Today, we are happy to bring you our conversation with Andrew S. Ramey, author of Saving the Chesapeake: The History of a Movement
What inspired you to write this book?
I grew up near the Potomac River in Maryland and I was lucky enough to spend a lot of time outdoors as a kid. While this book is a product of much academic research and writing, it is also a deeply personal project inspired by my experiences exploring the woods and streams of my childhood. Many of those places were transformed by suburban sprawl, so I was driven to study the Chesapeake’s environmental history both by love for the natural world and sadness over its destruction. I wanted to write this book because the Chesapeake’s history shows that even though there will be some losses, it is both possible and necessary to find a way to protect and coexist with the places we care about.
What did you learn and what are you hoping readers will learn from your book?

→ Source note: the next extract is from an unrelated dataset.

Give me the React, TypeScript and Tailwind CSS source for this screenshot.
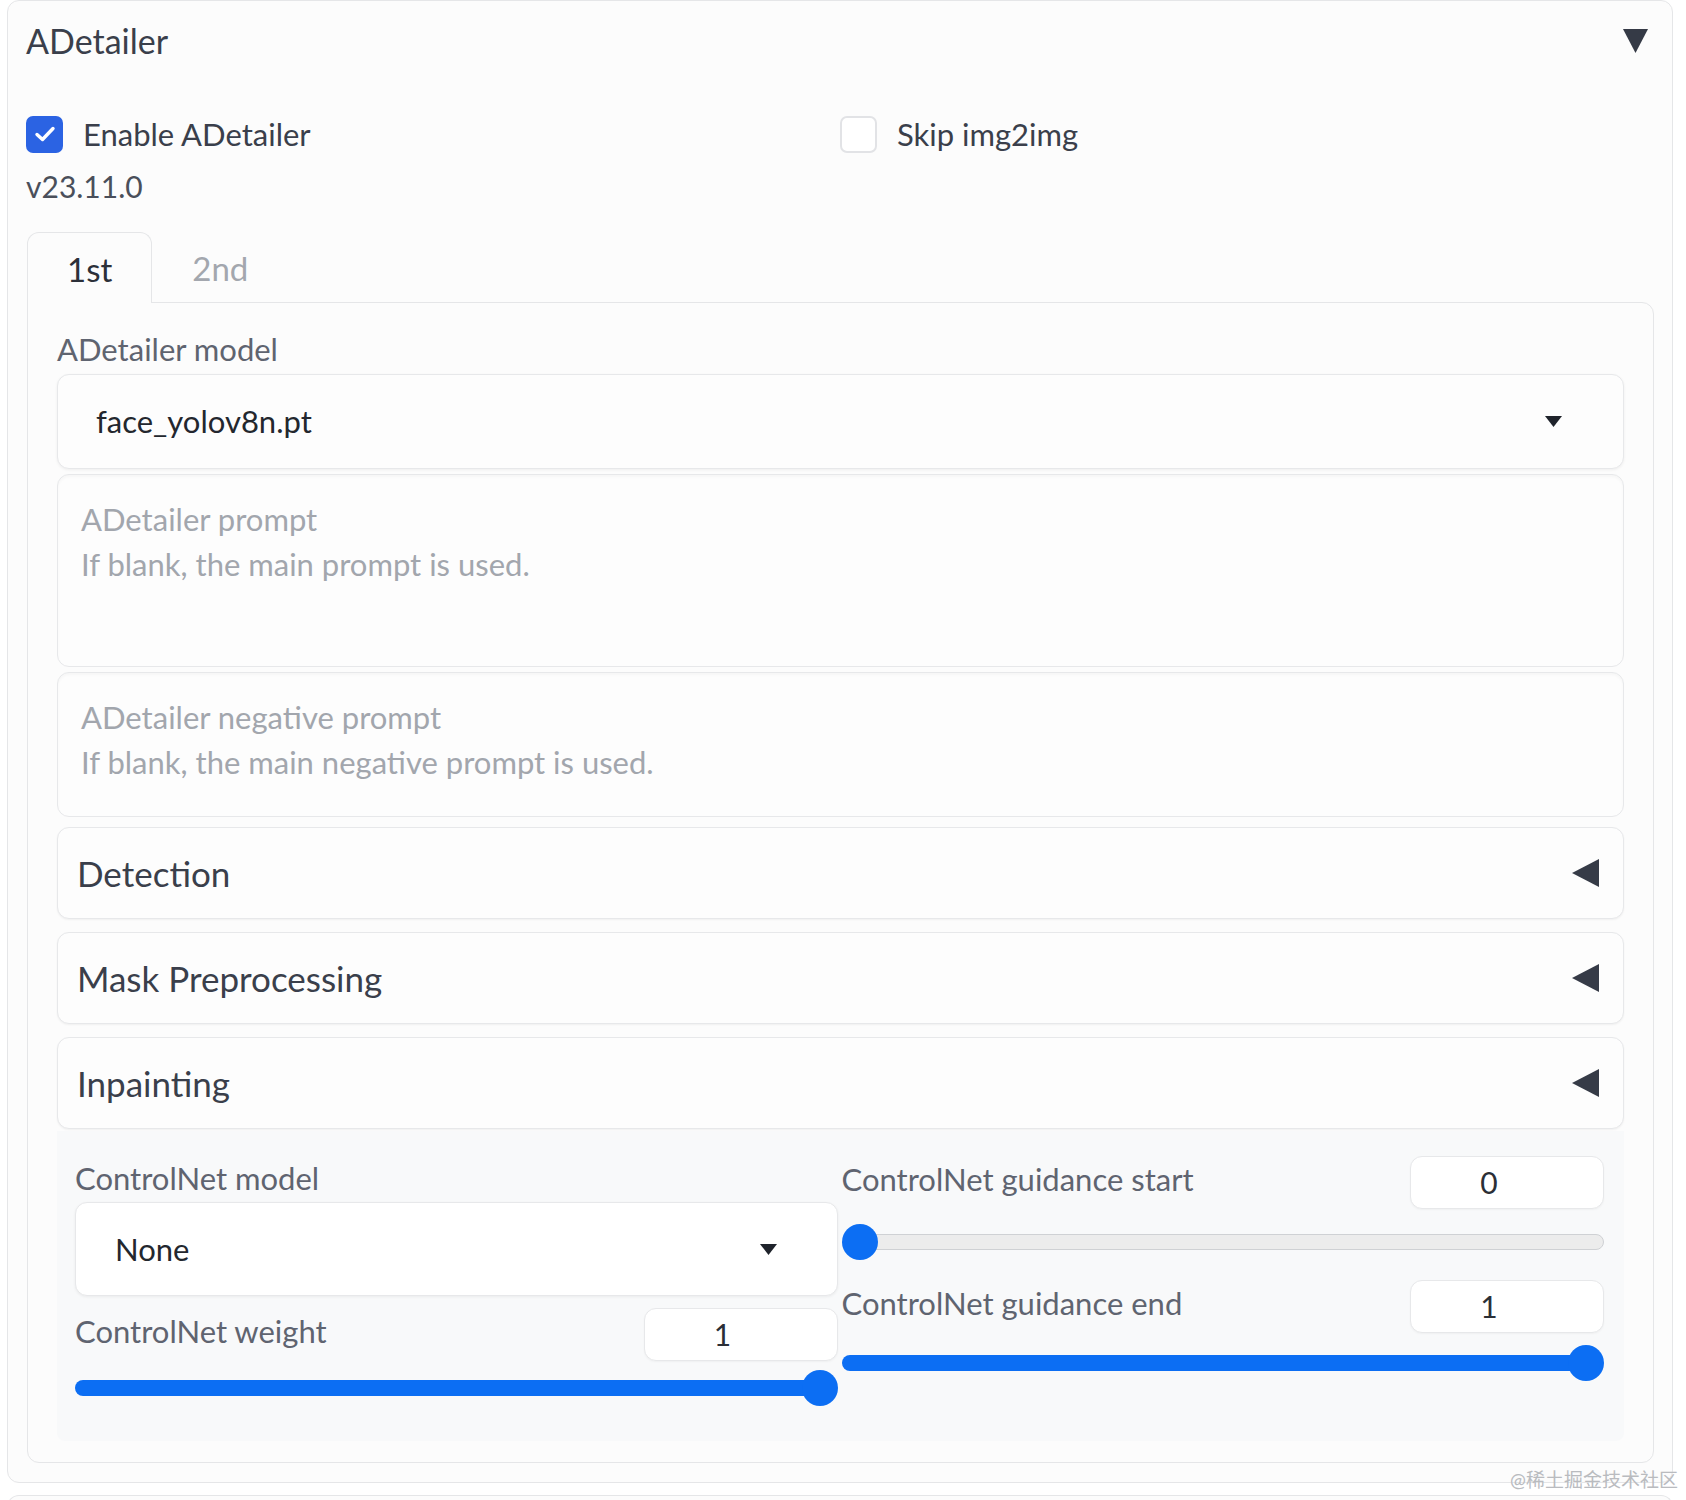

The most important thing I learned from researching and writing this book is just how many amazing people were (and are) part of the movement to save the Chesapeake. It is an honor and a privilege to share their stories, but it is also a little bit intimidating! The book covers a roughly 50-year time period, and over the course of those decades there were so many people who made a difference, from presidents and senators to scientists and environmentalists, but I hope the book makes it clear to readers that that anyone and everyone can help save the Bay. The movement’s greatest successes did not happen because of one visionary leader, but because people demanded that their leaders response to the Bay’s crises. I think there is an enduring lesson in that.
What surprised you the most in the process of writing your book?
One of the most compelling parts of the Chesapeake’s environmental history is that political support for the Bay has been surprisingly bipartisan. In our current political climate, Democrats are the pro-environment party, but at least in the Chesapeake region, there is a longstanding tradition of Republican and Democratic support for the Bay. Prominent local Republicans and Democrats helped create the Chesapeake Bay Foundation, the Bay’s biggest champion in Congress was Senator Charles Mathias, a Maryland Republican, and state legislators from both sides of the aisle were instrumental in forming the Chesapeake Bay Commission. The examples go on and on, and one of the most hopeful conclusions of the book is that the current levels of polarization and toxic partisanship are a recent development and not a permanent feature of our political system.
What’s your favorite anecdote from your book?
This is really hard because there are so many good stories in the book! I’d like to highlight Jess Malcolm, the Chesapeake Bay Foundation’s first executive director. Malcolm was in many respects CBF’s forgotten founder. He only lasted a little over three years with the organization, but he played a pivotal role getting the group off the ground and winning some early environmental battles. I only learned about him because of records preserved in the University of Maryland’s Special Collections. Writing about Malcolm’s contributions as one of the Bay restoration movement’s unsung heroes was especially meaningful for me because discovering lost or forgotten historical actors like Malcolm and sharing their stories is one of the most rewarding parts of being a historian.
What’s next?
I’m a big believer that history can and should inform public policy. The Bay restoration movement is at a pivotal juncture and I hope that this book will be of some value to the current generation of policymakers and activists working to save the Bay. I’m looking forward to talking about the book and trying to make some connections between past and present. As I say in the book, the Chesapeake is such a tremendous research subject, this is only the tip of the iceberg. I hope that one of the things that will come next is that more people will be interested in studying and saving the Bay, because there is a lot of work still left to do.